You don't need to pay people not to work to get the vaccine - California is discovering that is a bad idea - you just need to help them miss less of it.
(1) I have been fully vaccinated for a while, as has my family, but I founded a science non-profit so I would be. My kids were also vaccinated when San Francisco and other coastal California residents had so many vaccine deniers they outnumbered the rest of the United States -combined.
What changed? Distrust in government certainly got amplified. Should people suddenly trust the government on drug approval when the FDA created a regulatory labyrinth and insisted it took 10 years and a billion dollars for medicines to be safe? Why trust the government when they just said the same industry that produced this vaccine created an opioid epidemic in collusion with doctors now recommending we get vaccines, and media piled on? Why trust the CDC when they were being so incompetent they had to be ordered by the president to send out coronavirus tests - and then sent faulty reagents, making the tests useless?

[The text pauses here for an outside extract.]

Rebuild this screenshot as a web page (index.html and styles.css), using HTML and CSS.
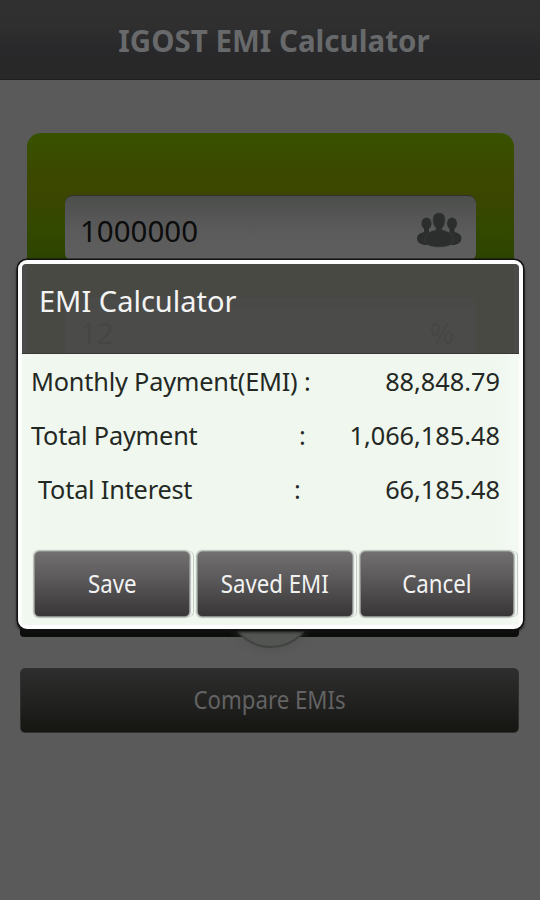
FILE: index.html
```
<!DOCTYPE html>
<html lang="en">
<head>
  <meta charset="UTF-8">
  <meta name="viewport" content="width=device-width, initial-scale=1.0">
  <title>IGOST EMI Calculator</title>
  <link rel="stylesheet" href="styles.css">
</head>

<body>

  <header>
    <h1>IGOST EMI Calculator</h1>
  </header>

  <main class="container">
    <div class="loan-form">
      <div class="field">
        <span>1000000</span>
        <svg class="people-icon" width="46" height="36" viewBox="0 0 46 36">
          <ellipse cx="10.5" cy="11.5" rx="5" ry="6"/>
          <ellipse cx="36" cy="11.5" rx="5" ry="6"/>
          <path d="M8 15h5v5c3 1 5 2 6 4v9H8c-4-1-7-3-7-7 0-3 3-5 7-6z"/>
          <path d="M38.500 15h-5v5c-3 1-5 2-6 4v9h11c4-1 7-3 7-7 0-3-3-5-7-6z"/>
          <path class="middle" d="M17 8c0-5 2-7 6-7s6 2 6 7c0 4-1 6-3 8v2c6 1 11 4 11 10 0 5-6 7-14 7S9 33 9 28c0-6 5-9 11-10v-2c-2-2-3-4-3-8z"/>
        </svg>
      </div>
      <div class="field">
        <span>12</span>
        <span class="percent">%</span>
      </div>
    </div>

    <div class="calculate-bar">
      <div class="dial"></div>
    </div>

    <button class="compare-btn"><span>Compare EMIs</span></button>
  </main>

  <!-- Result Dialog -->
  <div class="dialog">
    <div class="dialog-title"><h2>EMI Calculator</h2></div>
    <div class="dialog-body">
      <div class="row">
        <span class="label">Monthly Payment(EMI)</span>
        <span class="colon">:</span>
        <span class="amount">88,848.79</span>
      </div>
      <div class="row total">
        <span class="label">Total Payment</span>
        <span class="colon">:</span>
        <span class="amount">1,066,185.48</span>
      </div>
      <div class="row interest">
        <span class="label">Total Interest</span>
        <span class="colon">:</span>
        <span class="amount">66,185.48</span>
      </div>
      <div class="buttons">
        <button><span>Save</span></button>
        <button><span>Saved EMI</span></button>
        <button><span>Cancel</span></button>
      </div>
    </div>
  </div>

</body>

</html>
```

FILE: styles.css
```
/* General Styles */
* {
  box-sizing: border-box;
}

body {
  font-family: "Noto Sans", sans-serif;
  background-color: #5a5a5a;
  margin: 0;
  height: 900px;
  position: relative;
  overflow: hidden;
}

h1, h2 {
  margin: 0;
}

button {
  font-family: inherit;
  border: none;
  padding: 0 0 3px;
  cursor: pointer;
}

button span {
  display: inline-block;
  transform: scaleX(0.89);
}

header {
  height: 80px;
  display: flex;
  align-items: center;
  justify-content: center;
  background: linear-gradient(#303030, #302f30 35%, #29282a 60%, #282828);
  border-bottom: 1px solid #202020;
}

h1 {
  font-size: 29.5px;
  line-height: 40px;
  color: #67696a;
  padding: 3px 0 0 8px;
  white-space: nowrap;
}

/* Loan Form Styles */
.container {
  display: flex;
  flex-direction: column;
  padding: 53px 21px 0 20px;
}

.loan-form {
  height: 389px;
  margin: 0 5px 0 7px;
  padding: 62px 38px 0;
  border-radius: 14px;
  background: linear-gradient(#385200, #3b4900 38px, #3c4600 60px, #334900 95px, #2c4300 130px);
  display: flex;
  flex-direction: column;
  gap: 36px;
}

.field {
  height: 66px;
  padding: 3px 14px 0 15px;
  border-radius: 8px;
  border-top: 1px solid #30332c;
  background: linear-gradient(#4c4e4c, #5c5c5c 60%, #5e5e5e);
  display: flex;
  align-items: center;
  justify-content: space-between;
  font-size: 29.5px;
  color: #0c0c0c;
}

.people-icon {
  fill: #2c2e2d;
}

.people-icon .middle {
  stroke: #404241;
  stroke-width: 0.6;
}

.percent {
  padding-right: 8px;
  color: #101010;
}

.calculate-bar {
  height: 65px;
  margin-top: 50px;
  border-radius: 4px;
  background-color: #0c0e0c;
  position: relative;
}

.dial {
  position: absolute;
  left: 208px;
  bottom: -11px;
  width: 86px;
  height: 86px;
  border-radius: 50%;
  background-color: #535553;
  border: 2px solid #424442;
  box-shadow: 0 0 8px rgba(70, 72, 70, 0.6);
}

.compare-btn {
  height: 65px;
  margin-top: 31px;
  border-radius: 5px;
  background: linear-gradient(#2e2e2e, #222221 50%, #151512);
  border: 1px solid #30302f;
  font-size: 25px;
  color: #636363;
}

/* Dialog Styles */
.dialog {
  position: absolute;
  left: 18px;
  top: 260px;
  width: 505px;
  height: 369px;
  border: 4px solid #fcfdfc;
  border-radius: 9px;
  box-shadow: 0 0 0 1.5px #101110, 0 2px 3px 1px #101110;
  display: flex;
  flex-direction: column;
}

.dialog-title {
  height: 90px;
  padding: 16px 17px;
  border-radius: 4px 4px 0 0;
  background: rgba(74, 74, 72, 0.93);
  border-bottom: 1px solid #373937;
}

h2 {
  font-size: 29px;
  font-weight: normal;
  line-height: 42px;
  color: #f4f4f4;
  white-space: nowrap;
}

.dialog-body {
  flex: 1;
  padding: 0 4px 0 9px;
  background: linear-gradient(90deg, #f2f9f2, #eff7ee 20px, #eff7ee 470px, #f4f9f4);
}

.row {
  height: 54px;
  display: flex;
  align-items: center;
  padding-right: 15px;
  font-size: 25.3px;
  color: #242824;
  white-space: nowrap;
}

.label {
  width: 273px;
  letter-spacing: -0.2px;
}

.amount {
  margin-left: auto;
}

.total .label {
  width: 268px;
}

.interest {
  padding-left: 7px;
}

.interest .label {
  width: 256px;
}

.buttons {
  display: flex;
  margin: 35px 0 0 3px;
}

.buttons button {
  width: 156px;
  height: 66px;
  margin-right: 7px;
  border-radius: 5px;
  border: 1px solid #8d8f8d;
  background: linear-gradient(#716f70, #5c5a5b 40%, #383637);
  box-shadow: 0 0 1px 1px #b8bcb8, 3px 0 0 #f4f8f4, 4px 0 0 #c4ccc4;
  font-size: 25px;
  color: #f2f2f2;
  flex-shrink: 0;
}

.buttons button:last-child {
  width: 154px;
  margin-right: 0;
}
```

Pharmaceutical scientists didn't pull off a miracle nor has safety been ignored, government got out of the way. The same pace of discovery we see in cellphones and televisions was being choked into submission by politics in drug development. Yes, some people were harmed by Vioxx decades ago, does that mean changing a font on a drug label needs 18 months and millions of dollars to get approval? That is the government regulatory climate we had before 2020.
(2) In California, where I live, last month the government sent out a press release claiming everyone could get vaccinated. My health insurance company, Kaiser Permanente, later sent out an email saying that they had no vaccines and that they would let us all know. I dutifully filled out the government form to get notified when it would be available while my wife asked around her friends. She then got us an appointment. A few days before I was scheduled to get the second shot Kaiser sent me an email telling me I could now get an appointment for the first one. California followed later. The same government people of color are told not to trust by media outlets is also so caught up in its own bureaucracy it can't be trusted even by me. That does not inspire confidence it's smart to miss work.
(3) This was evident in the anti-vaccine movement long before 2021. Progressive academics desperate to prevent their political party from being called anti-vaccine would trot out surveys showing just as many right-wing people as left- claimed to be anti-vaccine, but they ignored reality. Schools on the California coast, populations almost all on the left, had vaccine rates for kids under 30 percent. They didn't admit being anti-vaccine on surveys, Jenny McCarthy claimed she was not anti-vaccine, they instead reframe it as being pro-choice or wanting more testing.
(4) In California, activists say coronavirus has shown the weakness of the free market, because there is both runaway unemployment and lots of jobs going unfilled. Businesses need to raise hourly wages and the government should raise the minimum wage, they argue.
Just the opposite. California passed a law that says no one can be evicted. For lower income people, nearly half of their earnings go toward the rent or mortgage. If they get unemployment payments and don't have to pay rent, they don't need to work. Government created a problem that people ignoring that say the free market must fix.